War of the Worlds (2005)
As Earth is invaded by alien tripod fighting machines, one family fights for survival. What follows is the extraordinary battle for the future of humankind through the eyes of one American family fighting to survive it in this contemporary retelling of HG Wells seminal classic sci-fi thriller. Ray Ferrier (Tom Cruise) is a divorced dockworker and less-than-perfect father.
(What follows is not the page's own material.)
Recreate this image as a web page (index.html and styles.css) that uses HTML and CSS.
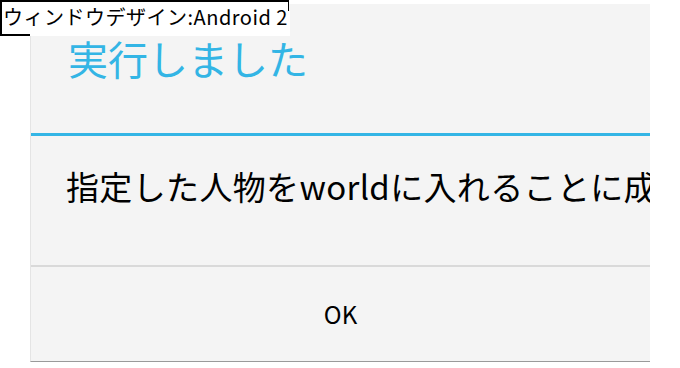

When his ex-wife and her new husband drop off his teenage son Robbie and young daughter Rachel for a rare weekend visit, a strange and powerful lightning storm suddenly touches down.


Wall-E (2008)
There's not a single living person left on Earth in "WALL-E." Pixar's Oscar winning wonder follows a lonely robot performing trash clean-up duties on a planet long abandoned as unlivable by the humans who turned it into a giant dump.

2012 (2009)
An epic adventure about a global cataclysm that brings an end to the world and tells of the heroic struggle of the survivors. 2012 is a 2009 American science fiction disaster film directed by Roland Emmerich. It stars John Cusack, Chiwetel Ejiofor, Amanda Peet, Oliver Platt, Thandie Newton, Danny Glover, and Woody Harrelson, among others.

Melancholia (2011)
Two sisters find their already strained relationship challenged as a mysterious new planet threatens to collide with the Earth. On the night of her wedding, Justine is struggling to be happy even though it should be the happiest day of her life. It was an extravagant wedding paid for by her sister and brother-in-law who are trying to keep the bride and all the guests in-line. Meanwhile, Melancholia, a blue planet, is hurtling towards the Earth.